• _Task objective_
Collect all lines from the listing that include the string "styles".

• _Recorded data_

▽

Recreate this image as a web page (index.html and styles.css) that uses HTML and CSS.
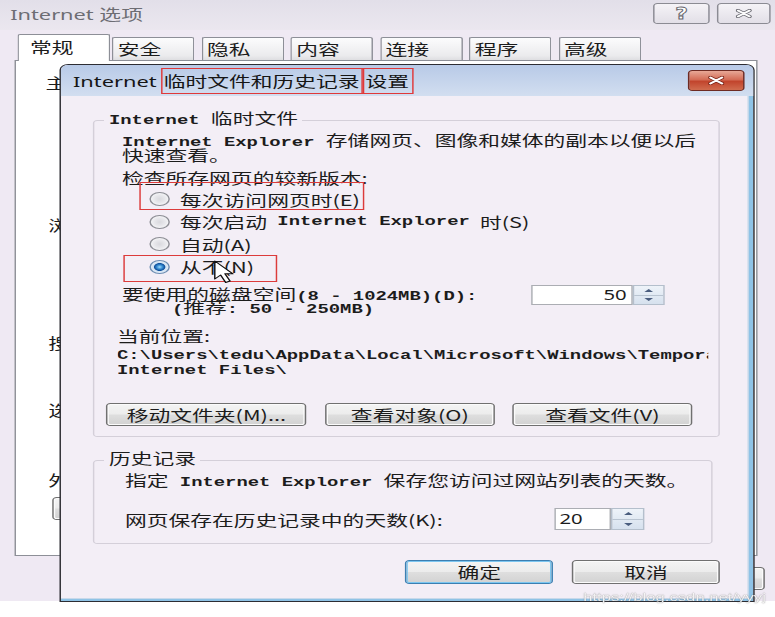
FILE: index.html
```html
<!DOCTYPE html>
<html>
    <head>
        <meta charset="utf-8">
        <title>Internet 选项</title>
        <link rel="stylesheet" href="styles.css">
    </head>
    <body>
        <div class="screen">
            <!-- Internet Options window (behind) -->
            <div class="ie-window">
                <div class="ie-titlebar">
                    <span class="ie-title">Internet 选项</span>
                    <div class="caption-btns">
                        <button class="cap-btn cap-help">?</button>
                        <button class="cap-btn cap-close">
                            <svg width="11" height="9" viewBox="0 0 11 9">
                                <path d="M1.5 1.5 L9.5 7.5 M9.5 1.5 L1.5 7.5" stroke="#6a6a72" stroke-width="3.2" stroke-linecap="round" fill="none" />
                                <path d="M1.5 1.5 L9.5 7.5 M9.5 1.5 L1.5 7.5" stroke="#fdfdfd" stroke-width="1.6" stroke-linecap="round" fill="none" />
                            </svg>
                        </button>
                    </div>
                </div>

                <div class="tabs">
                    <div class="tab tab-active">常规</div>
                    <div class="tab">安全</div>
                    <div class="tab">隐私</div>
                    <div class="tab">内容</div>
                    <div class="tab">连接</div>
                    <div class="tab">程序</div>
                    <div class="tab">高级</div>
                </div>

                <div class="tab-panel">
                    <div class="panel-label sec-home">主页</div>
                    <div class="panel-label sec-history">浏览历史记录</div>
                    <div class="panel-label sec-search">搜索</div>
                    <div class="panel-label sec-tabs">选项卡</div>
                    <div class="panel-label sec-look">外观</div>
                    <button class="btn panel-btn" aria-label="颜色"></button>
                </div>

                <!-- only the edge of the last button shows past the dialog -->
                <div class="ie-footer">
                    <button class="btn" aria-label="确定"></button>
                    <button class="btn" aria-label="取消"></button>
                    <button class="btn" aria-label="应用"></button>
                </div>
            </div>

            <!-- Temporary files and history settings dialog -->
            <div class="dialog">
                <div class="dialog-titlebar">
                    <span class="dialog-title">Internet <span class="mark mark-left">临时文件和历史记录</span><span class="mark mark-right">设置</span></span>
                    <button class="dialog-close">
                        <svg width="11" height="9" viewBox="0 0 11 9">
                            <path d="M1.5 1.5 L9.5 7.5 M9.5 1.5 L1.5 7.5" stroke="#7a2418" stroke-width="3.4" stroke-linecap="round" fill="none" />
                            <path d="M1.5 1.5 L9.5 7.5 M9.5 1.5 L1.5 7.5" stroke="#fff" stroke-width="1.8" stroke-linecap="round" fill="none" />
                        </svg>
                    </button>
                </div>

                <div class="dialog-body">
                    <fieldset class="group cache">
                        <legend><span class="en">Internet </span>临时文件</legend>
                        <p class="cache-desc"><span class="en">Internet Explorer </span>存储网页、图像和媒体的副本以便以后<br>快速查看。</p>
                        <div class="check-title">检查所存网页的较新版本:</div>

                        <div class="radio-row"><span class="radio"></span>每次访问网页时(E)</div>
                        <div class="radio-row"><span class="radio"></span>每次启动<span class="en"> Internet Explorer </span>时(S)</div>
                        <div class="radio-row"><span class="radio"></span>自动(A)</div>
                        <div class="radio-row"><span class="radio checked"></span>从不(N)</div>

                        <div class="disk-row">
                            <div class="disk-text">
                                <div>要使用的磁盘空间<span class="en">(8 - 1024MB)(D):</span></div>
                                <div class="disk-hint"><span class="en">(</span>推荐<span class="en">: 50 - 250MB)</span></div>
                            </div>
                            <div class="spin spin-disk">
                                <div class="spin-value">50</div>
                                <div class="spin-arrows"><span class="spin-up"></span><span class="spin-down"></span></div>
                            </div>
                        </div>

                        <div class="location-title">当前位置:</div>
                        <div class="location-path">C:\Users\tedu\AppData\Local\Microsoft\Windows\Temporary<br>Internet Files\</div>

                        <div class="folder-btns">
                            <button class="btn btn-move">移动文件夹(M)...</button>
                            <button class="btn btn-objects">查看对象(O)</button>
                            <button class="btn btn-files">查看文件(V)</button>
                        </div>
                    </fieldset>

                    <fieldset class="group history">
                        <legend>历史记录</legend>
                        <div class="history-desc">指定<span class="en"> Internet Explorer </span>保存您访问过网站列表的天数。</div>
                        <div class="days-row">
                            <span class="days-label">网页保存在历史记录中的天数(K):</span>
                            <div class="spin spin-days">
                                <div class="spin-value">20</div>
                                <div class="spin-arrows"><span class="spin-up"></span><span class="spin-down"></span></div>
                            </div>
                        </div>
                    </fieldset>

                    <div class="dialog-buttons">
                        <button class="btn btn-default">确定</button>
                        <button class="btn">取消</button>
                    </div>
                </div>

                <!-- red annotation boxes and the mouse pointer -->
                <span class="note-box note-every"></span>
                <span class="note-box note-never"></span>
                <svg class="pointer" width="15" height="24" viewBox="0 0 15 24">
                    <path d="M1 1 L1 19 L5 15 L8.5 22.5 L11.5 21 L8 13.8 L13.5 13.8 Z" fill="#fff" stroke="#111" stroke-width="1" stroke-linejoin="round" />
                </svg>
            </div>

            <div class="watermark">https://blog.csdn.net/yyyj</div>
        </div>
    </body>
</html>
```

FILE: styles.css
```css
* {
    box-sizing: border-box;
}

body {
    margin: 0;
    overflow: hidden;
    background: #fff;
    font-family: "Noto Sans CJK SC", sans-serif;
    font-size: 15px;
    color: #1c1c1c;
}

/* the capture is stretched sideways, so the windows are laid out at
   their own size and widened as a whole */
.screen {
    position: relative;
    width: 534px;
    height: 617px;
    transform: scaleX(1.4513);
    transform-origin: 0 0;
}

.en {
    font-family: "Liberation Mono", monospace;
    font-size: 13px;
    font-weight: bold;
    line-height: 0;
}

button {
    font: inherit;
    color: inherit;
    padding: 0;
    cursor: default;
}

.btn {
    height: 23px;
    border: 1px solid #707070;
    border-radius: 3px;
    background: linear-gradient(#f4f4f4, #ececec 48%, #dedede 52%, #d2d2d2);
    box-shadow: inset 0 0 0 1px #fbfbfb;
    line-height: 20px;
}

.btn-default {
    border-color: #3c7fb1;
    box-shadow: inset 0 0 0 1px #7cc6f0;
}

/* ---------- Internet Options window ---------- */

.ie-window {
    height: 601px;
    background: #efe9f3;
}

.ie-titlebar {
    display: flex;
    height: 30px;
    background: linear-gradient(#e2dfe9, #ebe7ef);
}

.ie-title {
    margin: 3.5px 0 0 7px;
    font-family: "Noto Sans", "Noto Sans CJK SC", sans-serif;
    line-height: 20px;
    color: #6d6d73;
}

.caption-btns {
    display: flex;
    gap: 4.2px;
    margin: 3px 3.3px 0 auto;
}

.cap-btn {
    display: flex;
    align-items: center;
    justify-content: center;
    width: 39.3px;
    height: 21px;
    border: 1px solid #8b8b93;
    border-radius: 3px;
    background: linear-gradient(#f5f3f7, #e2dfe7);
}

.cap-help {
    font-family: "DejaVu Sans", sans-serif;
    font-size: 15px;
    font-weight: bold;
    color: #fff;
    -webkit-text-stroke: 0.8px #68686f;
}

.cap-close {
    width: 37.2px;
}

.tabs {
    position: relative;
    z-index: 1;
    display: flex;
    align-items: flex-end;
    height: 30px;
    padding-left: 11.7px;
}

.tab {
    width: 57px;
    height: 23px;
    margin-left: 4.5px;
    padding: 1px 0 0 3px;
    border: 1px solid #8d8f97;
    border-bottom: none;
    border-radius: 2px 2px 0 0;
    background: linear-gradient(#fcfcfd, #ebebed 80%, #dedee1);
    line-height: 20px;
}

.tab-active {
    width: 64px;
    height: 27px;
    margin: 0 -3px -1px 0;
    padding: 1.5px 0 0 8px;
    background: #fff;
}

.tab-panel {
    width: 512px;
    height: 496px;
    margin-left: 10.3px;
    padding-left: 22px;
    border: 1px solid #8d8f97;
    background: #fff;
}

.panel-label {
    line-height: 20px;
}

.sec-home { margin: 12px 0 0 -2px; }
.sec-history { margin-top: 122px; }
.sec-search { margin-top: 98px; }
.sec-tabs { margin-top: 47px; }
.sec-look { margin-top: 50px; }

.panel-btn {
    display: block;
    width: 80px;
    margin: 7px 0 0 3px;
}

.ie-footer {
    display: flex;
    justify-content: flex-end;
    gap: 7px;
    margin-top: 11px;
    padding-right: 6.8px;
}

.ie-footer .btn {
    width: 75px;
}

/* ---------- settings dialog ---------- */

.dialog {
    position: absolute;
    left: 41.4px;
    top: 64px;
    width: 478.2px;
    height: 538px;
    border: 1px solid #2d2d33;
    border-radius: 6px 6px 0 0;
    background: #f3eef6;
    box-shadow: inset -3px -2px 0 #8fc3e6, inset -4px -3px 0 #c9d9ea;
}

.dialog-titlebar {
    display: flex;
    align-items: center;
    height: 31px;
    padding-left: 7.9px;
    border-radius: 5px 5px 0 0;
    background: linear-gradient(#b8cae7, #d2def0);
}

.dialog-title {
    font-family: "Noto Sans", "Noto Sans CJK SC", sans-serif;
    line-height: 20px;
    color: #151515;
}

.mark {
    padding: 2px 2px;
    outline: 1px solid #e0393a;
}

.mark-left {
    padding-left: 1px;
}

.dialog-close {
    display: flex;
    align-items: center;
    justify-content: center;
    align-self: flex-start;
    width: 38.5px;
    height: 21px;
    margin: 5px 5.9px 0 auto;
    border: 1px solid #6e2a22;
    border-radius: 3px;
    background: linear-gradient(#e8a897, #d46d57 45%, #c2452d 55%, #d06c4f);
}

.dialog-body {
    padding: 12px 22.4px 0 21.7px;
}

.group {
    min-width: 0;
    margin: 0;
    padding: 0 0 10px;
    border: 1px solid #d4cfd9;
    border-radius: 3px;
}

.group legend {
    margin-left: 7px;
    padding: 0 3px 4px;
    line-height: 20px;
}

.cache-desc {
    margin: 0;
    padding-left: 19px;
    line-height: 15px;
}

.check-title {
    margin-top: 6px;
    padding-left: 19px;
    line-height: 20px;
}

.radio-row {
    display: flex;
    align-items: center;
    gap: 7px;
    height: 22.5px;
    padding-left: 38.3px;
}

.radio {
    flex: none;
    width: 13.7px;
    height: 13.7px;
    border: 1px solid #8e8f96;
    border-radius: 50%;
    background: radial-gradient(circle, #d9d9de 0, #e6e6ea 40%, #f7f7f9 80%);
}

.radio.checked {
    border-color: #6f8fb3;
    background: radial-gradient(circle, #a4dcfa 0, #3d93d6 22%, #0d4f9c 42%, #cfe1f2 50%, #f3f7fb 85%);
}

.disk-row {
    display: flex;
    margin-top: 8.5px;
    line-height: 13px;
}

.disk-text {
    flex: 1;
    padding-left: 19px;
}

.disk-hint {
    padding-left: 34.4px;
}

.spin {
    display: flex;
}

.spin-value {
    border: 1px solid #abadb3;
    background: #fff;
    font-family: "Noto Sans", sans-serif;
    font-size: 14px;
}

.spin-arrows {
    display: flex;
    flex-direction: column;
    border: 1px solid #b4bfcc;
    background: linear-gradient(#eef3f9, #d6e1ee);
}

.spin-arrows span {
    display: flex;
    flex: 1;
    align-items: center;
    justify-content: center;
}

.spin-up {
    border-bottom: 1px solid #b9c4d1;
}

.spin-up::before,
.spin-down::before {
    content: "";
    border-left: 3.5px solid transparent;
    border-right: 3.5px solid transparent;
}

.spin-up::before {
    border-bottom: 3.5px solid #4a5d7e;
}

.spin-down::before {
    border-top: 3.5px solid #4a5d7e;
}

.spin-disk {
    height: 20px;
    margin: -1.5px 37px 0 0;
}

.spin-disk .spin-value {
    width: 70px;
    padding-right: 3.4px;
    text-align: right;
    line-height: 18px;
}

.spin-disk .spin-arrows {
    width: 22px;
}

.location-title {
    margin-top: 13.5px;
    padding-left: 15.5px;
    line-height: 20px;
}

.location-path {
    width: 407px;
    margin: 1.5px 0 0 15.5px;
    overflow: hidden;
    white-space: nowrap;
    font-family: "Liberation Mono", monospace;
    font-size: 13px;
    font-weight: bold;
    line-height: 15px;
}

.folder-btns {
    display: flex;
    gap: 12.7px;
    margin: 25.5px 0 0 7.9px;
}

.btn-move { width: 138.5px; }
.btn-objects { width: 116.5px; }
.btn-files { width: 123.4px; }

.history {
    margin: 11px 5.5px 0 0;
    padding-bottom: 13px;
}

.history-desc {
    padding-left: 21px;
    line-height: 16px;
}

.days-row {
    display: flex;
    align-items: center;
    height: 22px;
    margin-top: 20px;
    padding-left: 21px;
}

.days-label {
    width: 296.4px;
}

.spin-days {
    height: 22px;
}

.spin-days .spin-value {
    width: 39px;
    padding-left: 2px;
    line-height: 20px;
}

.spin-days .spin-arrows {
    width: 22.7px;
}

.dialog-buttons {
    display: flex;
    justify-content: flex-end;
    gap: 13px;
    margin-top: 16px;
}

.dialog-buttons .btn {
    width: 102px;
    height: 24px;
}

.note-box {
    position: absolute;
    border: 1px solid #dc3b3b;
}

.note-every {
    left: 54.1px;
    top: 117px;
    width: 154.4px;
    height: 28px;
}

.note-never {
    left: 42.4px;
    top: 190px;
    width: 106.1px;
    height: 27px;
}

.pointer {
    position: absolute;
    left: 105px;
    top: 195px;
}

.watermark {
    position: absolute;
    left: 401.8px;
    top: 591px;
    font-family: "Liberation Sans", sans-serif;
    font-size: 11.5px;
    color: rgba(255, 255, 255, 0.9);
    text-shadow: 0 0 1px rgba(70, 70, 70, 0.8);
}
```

△

• _Written reply_
Recreate this image as a web page (index.html and styles.css) that uses HTML and CSS.
        <link rel="stylesheet" href="styles.css">
FILE: styles.css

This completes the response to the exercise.